## Data provided
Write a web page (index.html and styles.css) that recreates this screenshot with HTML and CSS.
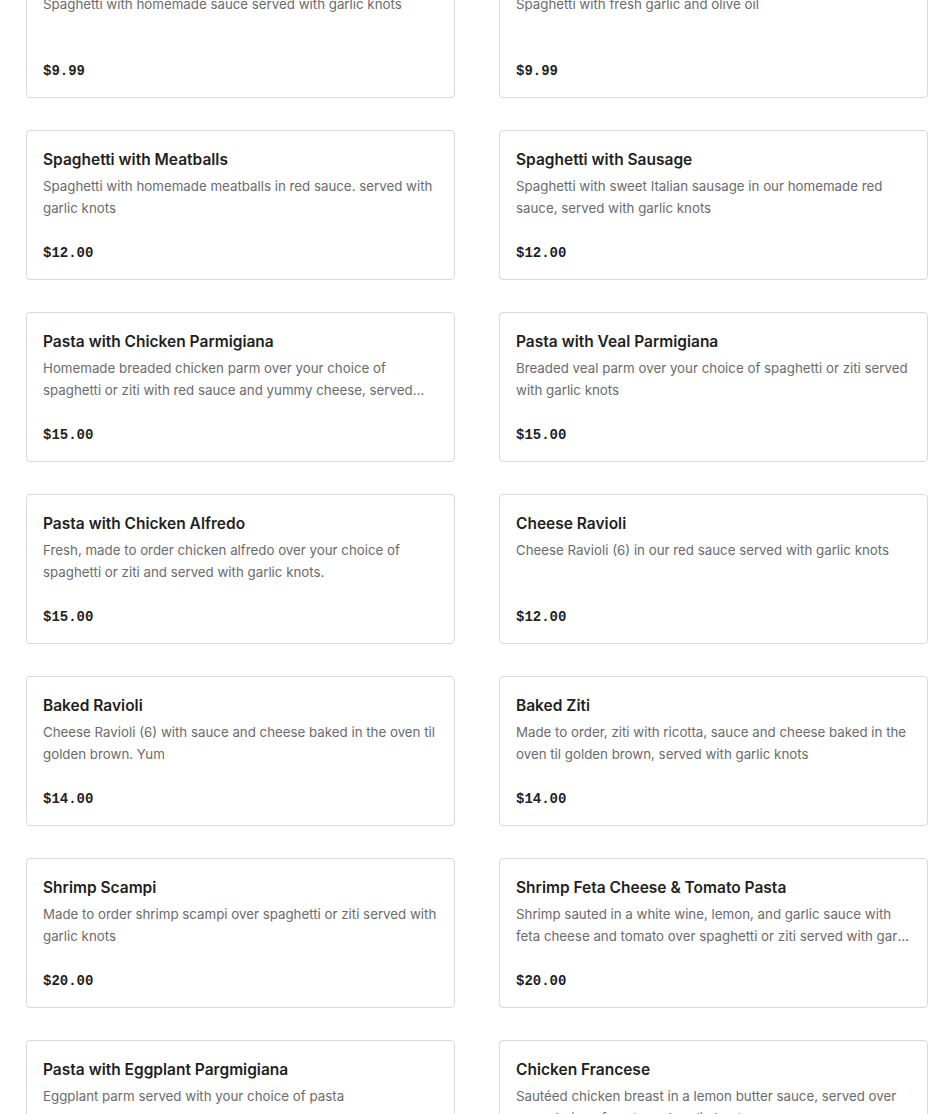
FILE: index.html
```html
<!DOCTYPE html>
<html>
<head>
<meta charset="utf-8">
<link rel="stylesheet" href="styles.css">
</head>
<body>
<div class="menu">
  <div class="card"><h3 class="title">Spaghetti with Marinara</h3><p class="desc">Spaghetti with homemade sauce served with garlic knots</p><div class="price">$9.99</div></div>
  <div class="card"><h3 class="title">Spaghetti Aglio e Olio</h3><p class="desc">Spaghetti with fresh garlic and olive oil</p><div class="price">$9.99</div></div>
  <div class="card"><h3 class="title">Spaghetti with Meatballs</h3><p class="desc">Spaghetti with homemade meatballs in red sauce. served with garlic knots</p><div class="price">$12.00</div></div>
  <div class="card"><h3 class="title">Spaghetti with Sausage</h3><p class="desc">Spaghetti with sweet Italian sausage in our homemade red sauce, served with garlic knots</p><div class="price">$12.00</div></div>
  <div class="card"><h3 class="title">Pasta with Chicken Parmigiana</h3><p class="desc">Homemade breaded chicken parm over your choice of spaghetti or ziti with red sauce and yummy cheese, served with garlic knots</p><div class="price">$15.00</div></div>
  <div class="card"><h3 class="title">Pasta with Veal Parmigiana</h3><p class="desc">Breaded veal parm over your choice of spaghetti or ziti served with garlic knots</p><div class="price">$15.00</div></div>
  <div class="card"><h3 class="title">Pasta with Chicken Alfredo</h3><p class="desc">Fresh, made to order chicken alfredo over your choice of spaghetti or ziti and served with garlic knots.</p><div class="price">$15.00</div></div>
  <div class="card"><h3 class="title">Cheese Ravioli</h3><p class="desc">Cheese Ravioli (6) in our red sauce served with garlic knots</p><div class="price">$12.00</div></div>
  <div class="card"><h3 class="title">Baked Ravioli</h3><p class="desc">Cheese Ravioli (6) with sauce and cheese baked in the oven til golden brown. Yum</p><div class="price">$14.00</div></div>
  <div class="card"><h3 class="title">Baked Ziti</h3><p class="desc">Made to order, ziti with ricotta, sauce and cheese baked in the oven til golden brown, served with garlic knots</p><div class="price">$14.00</div></div>
  <div class="card"><h3 class="title">Shrimp Scampi</h3><p class="desc">Made to order shrimp scampi over spaghetti or ziti served with garlic knots</p><div class="price">$20.00</div></div>
  <div class="card"><h3 class="title">Shrimp Feta Cheese &amp; Tomato Pasta</h3><p class="desc">Shrimp sauted in a white wine, lemon, and garlic sauce with feta cheese and tomato over spaghetti or ziti served with garlic knots</p><div class="price">$20.00</div></div>
  <div class="card"><h3 class="title">Pasta with Eggplant Pargmigiana</h3><p class="desc">Eggplant parm served with your choice of pasta</p><div class="price">$15.00</div></div>
  <div class="card"><h3 class="title">Chicken Francese</h3><p class="desc">Sautéed chicken breast in a lemon butter sauce, served over your choice of pasta and garlic knots</p><div class="price">$16.00</div></div>
</div>
</body>
</html>
```
FILE: styles.css
```css
html, body {
  margin: 0;
  padding: 0;
  background: #ffffff;
}
body {
  font-family: Inter, "Noto Sans", "Liberation Sans", sans-serif;
  color: #1f1f1f;
  overflow: hidden;
}
.menu {
  display: grid;
  grid-template-columns: 429px 429px;
  column-gap: 44px;
  row-gap: 32px;
  margin-top: -52px;
  padding-left: 26px;
}
.card {
  border: 1px solid #d9d9d9;
  border-radius: 4px;
  padding: 17px 15px 14px 16px;
  height: 150px;
  box-sizing: border-box;
  display: flex;
  flex-direction: column;
}
.title {
  margin: 0 0 3px 0;
  font-size: 15.5px;
  line-height: 24px;
  font-weight: 600;
  color: #1f1f1f;
  white-space: nowrap;
  overflow: hidden;
  text-overflow: ellipsis;
}
.desc {
  margin: 0;
  font-size: 13.3px;
  line-height: 22px;
  color: #6b6b6b;
  height: 44px;
  display: -webkit-box;
  -webkit-line-clamp: 2;
  -webkit-box-orient: vertical;
  overflow: hidden;
}
.price {
  margin-top: 23px;
  font-family: "Liberation Mono", "DejaVu Sans Mono", monospace;
  font-weight: 700;
  font-size: 14px;
  line-height: 22px;
  color: #1f1f1f;
}
```
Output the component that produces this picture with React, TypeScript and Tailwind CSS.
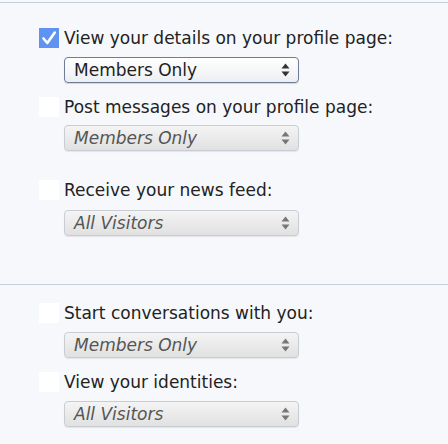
import React from "react";

function Arrows({ dark }: { dark: boolean }) {
  const c = dark ? "#333" : "#777";
  return (
    <svg width="9" height="14" viewBox="0 0 9 14" className="shrink-0">
      <path d="M4.5 0.5 L8.5 5.5 L0.5 5.5 Z" fill={c} />
      <path d="M4.5 13.5 L8.5 8.5 L0.5 8.5 Z" fill={c} />
    </svg>
  );
}

function Select({ value, active }: { value: string; active?: boolean }) {
  return (
    <div
      className={
        "ml-[64px] w-[235px] h-[26px] rounded-[4px] flex items-center justify-between pl-[9px] pr-[8px] " +
        (active
          ? "border border-[#6f7c95] bg-gradient-to-b from-white to-[#eceff3] text-[#1e1e1e] shadow-[0_1px_1px_rgba(0,0,0,0.15)]"
          : "border border-[#c9ccd2] bg-gradient-to-b from-[#f4f4f4] to-[#e1e1e1] text-[#555] italic shadow-[0_1px_1px_rgba(0,0,0,0.08)]")
      }
    >
      <span className="text-[17px] leading-none">{value}</span>
      <Arrows dark={!!active} />
    </div>
  );
}

function Label({ text, checked }: { text: string; checked?: boolean }) {
  return (
    <div className="flex items-center h-[22px] ml-[39px]">
      {checked ? (
        <div className="w-[20px] h-[20px] bg-[#5e93f2] flex items-center justify-center">
          <svg width="16" height="16" viewBox="0 0 16 16">
            <path d="M2.5 8.5 L6.3 13 L13.8 2.5" stroke="white" strokeWidth="2.6" fill="none" strokeLinecap="round" strokeLinejoin="round" />
          </svg>
        </div>
      ) : (
        <div className="w-[20px] h-[20px] bg-white" />
      )}
      <span className="ml-[5px] text-[17px] text-[#222] leading-none">{text}</span>
    </div>
  );
}

export default function App() {
  return (
    <div
      className="w-[448px] h-[444px] bg-[#f6f8fc] overflow-hidden"
      style={{ fontFamily: '"DejaVu Sans", Verdana, sans-serif' }}
    >
      <div className="h-[2px]" />
      <div className="h-[1px] bg-[#c8cfdc]" />
      <div className="pt-[24px]">
        <Label text="View your details on your profile page:" checked />
        <div className="mt-[8px]">
          <Select value="Members Only" active />
        </div>
        <div className="mt-[13px]">
          <Label text="Post messages on your profile page:" />
        </div>
        <div className="mt-[7px]">
          <Select value="Members Only" />
        </div>
        <div className="mt-[28px]">
          <Label text="Receive your news feed:" />
        </div>
        <div className="mt-[9px]">
          <Select value="All Visitors" />
        </div>
      </div>
      <div className="mt-[48px] h-[1px] bg-[#c8cfdc]" />
      <div className="pt-[17px]">
        <Label text="Start conversations with you:" />
        <div className="mt-[8px]">
          <Select value="Members Only" />
        </div>
        <div className="mt-[13px]">
          <Label text="View your identities:" />
        </div>
        <div className="mt-[8px]">
          <Select value="All Visitors" />
        </div>
      </div>
    </div>
  );
}
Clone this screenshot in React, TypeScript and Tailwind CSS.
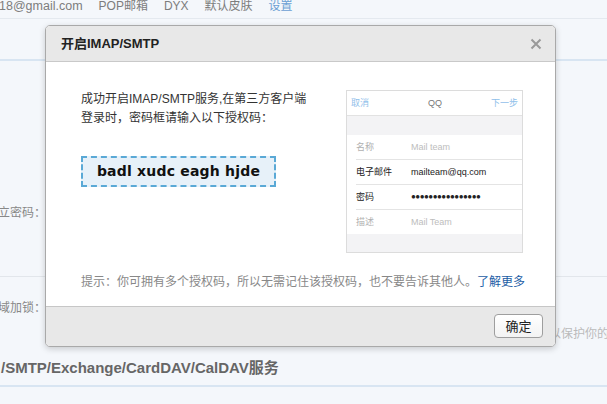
import React from "react";

const CJK = "font-['Liberation_Sans','Noto_Sans_CJK_SC',sans-serif]";

function PhoneShot() {
  return (
    <div className="w-[177px] h-[163px] shrink-0 border border-[#dcdcdc] bg-[#f3f3f5] flex flex-col text-[9px] leading-none">
      <div className="h-[25px] bg-white border-b border-[#e2e2e2] flex items-center justify-between px-[4px]">
        <span className="text-[#8fc0ea]">取消</span>
        <span className="text-[#777] pl-[10px]">QQ</span>
        <span className="text-[#8fc0ea]">下一步</span>
      </div>
      <div className="h-[19px]" />
      <div className="bg-white flex flex-col pl-[9px]">
        <div className="h-[25px] flex items-center border-b border-[#e4e4e4]">
          <span className="w-[55px] text-[#b0b0b0]">名称</span>
          <span className="text-[#bdbdbd]">Mail team</span>
        </div>
        <div className="h-[25px] flex items-center border-b border-[#e4e4e4]">
          <span className="w-[55px] text-[#222]">电子邮件</span>
          <span className="text-[#222]">mailteam@qq.com</span>
        </div>
        <div className="h-[25px] flex items-center border-b border-[#e4e4e4]">
          <span className="w-[55px] text-[#222]">密码</span>
          <span className="text-[#222] text-[8px] tracking-[-0.5px]">●●●●●●●●●●●●●●●●</span>
        </div>
        <div className="h-[24px] flex items-center">
          <span className="w-[55px] text-[#b0b0b0]">描述</span>
          <span className="text-[#bdbdbd]">Mail Team</span>
        </div>
      </div>
      <div className="flex-1" />
    </div>
  );
}

export default function App() {
  return (
    <div className={`relative w-[607px] h-[404px] overflow-hidden bg-[#f4f7fb] ${CJK}`}>
      {/* background page */}
      <div className="flex flex-col">
        <div className="h-[19px] border-b border-[#e4e9ef] flex items-start gap-[16px] text-[12.5px] leading-[12px] text-[#7d7d7d] -ml-[1px] whitespace-nowrap">
          <span>18@gmail.com</span>
          <span className="text-[12px]">POP邮箱</span>
          <span className="text-[12px]">DYX</span>
          <span className="text-[12px]">默认皮肤</span>
          <span className="text-[12px] text-[#6b9fd3]">设置</span>
        </div>
        <div className="h-[42px] border-b-2 border-[#d8e5f2]" />
        <div className="h-[216px] border-b border-[#e2e6eb] flex">
          <div className="w-[46px] shrink-0 pt-[145px] text-[12px] leading-[14px] text-[#888] whitespace-nowrap overflow-hidden flex justify-end">
            <span>独立密码：</span>
          </div>
        </div>
        <div className="h-[80px] flex">
          <div className="w-[46px] shrink-0 pt-[24px] text-[12px] leading-[14px] text-[#888] whitespace-nowrap overflow-hidden flex justify-end">
            <span>域加锁：</span>
          </div>
          <div className="flex-1 pt-[50px] pl-[503px] text-[12px] leading-[14px] text-[#bbb] whitespace-nowrap overflow-hidden">
            以保护你的邮箱
          </div>
        </div>
        <div className="h-[30px] border-b-2 border-[#d8e5f2] flex items-start pt-[1px] text-[15px] leading-[20px] font-bold text-[#666] whitespace-nowrap pl-[1px]">
          /SMTP/Exchange/CardDAV/CalDAV服务
        </div>
      </div>

      {/* dialog */}
      <div className="absolute left-[45px] top-[25px] w-[511px] h-[322px] border border-[#a9a9a9] rounded-[5px] bg-white shadow-[0_2px_6px_rgba(0,0,0,0.18)] flex flex-col overflow-hidden">
        <div className="h-[36px] shrink-0 bg-[#e8e8e8] border-b border-[#c9c9c9] flex items-center justify-between pl-[15px] pr-[13px]">
          <span className="text-[13px] font-bold text-[#222]">开启IMAP/SMTP</span>
          <svg width="12" height="12" viewBox="0 0 12 12" className="text-[#9a9a9a]">
            <path d="M1.5 1.5 L10.5 10.5 M10.5 1.5 L1.5 10.5" stroke="currentColor" strokeWidth="2" fill="none" />
          </svg>
        </div>
        <div className="flex-1 flex flex-col pt-[28px] pl-[35px]">
          <div className="flex h-[163px]">
            <div className="w-[265px] flex flex-col">
              <p className="text-[12px] leading-[19px] text-[#333]">
                成功开启IMAP/SMTP服务,在第三方客户端
                <br />
                登录时，密码框请输入以下授权码：
              </p>
              <div className="mt-[28px] w-[195px] h-[31px] border-2 border-dashed border-[#5aa9d6] bg-[#e7f1f9] flex items-center justify-center">
                <span className="font-['DejaVu_Sans',sans-serif] font-bold text-[14px] tracking-[0.2px] text-[#111]">
                  badl xudc eagh hjde
                </span>
              </div>
            </div>
            <PhoneShot />
          </div>
          <p className="mt-[21px] text-[12px] leading-[16px] text-[#888] whitespace-nowrap">
            提示：你可拥有多个授权码，所以无需记住该授权码，也不要告诉其他人。
            <span className="text-[#1d5ea6]">了解更多</span>
          </p>
        </div>
        <div className="h-[40px] shrink-0 bg-[#e8e8e8] border-t border-[#c6c6c6] flex items-start justify-end pr-[12px] pt-[7px]">
          <button className="w-[49px] h-[24px] rounded-[4px] border border-[#9e9e9e] bg-gradient-to-b from-white to-[#f3f3f3] text-[13px] leading-none text-[#222]">
            确定
          </button>
        </div>
      </div>
    </div>
  );
}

## Exercise goal
Track down all lines above with the string "index" and copy them.

## Answer to the task
Write a web page (index.html and styles.css) that recreates this screenshot with HTML and CSS.
FILE: index.html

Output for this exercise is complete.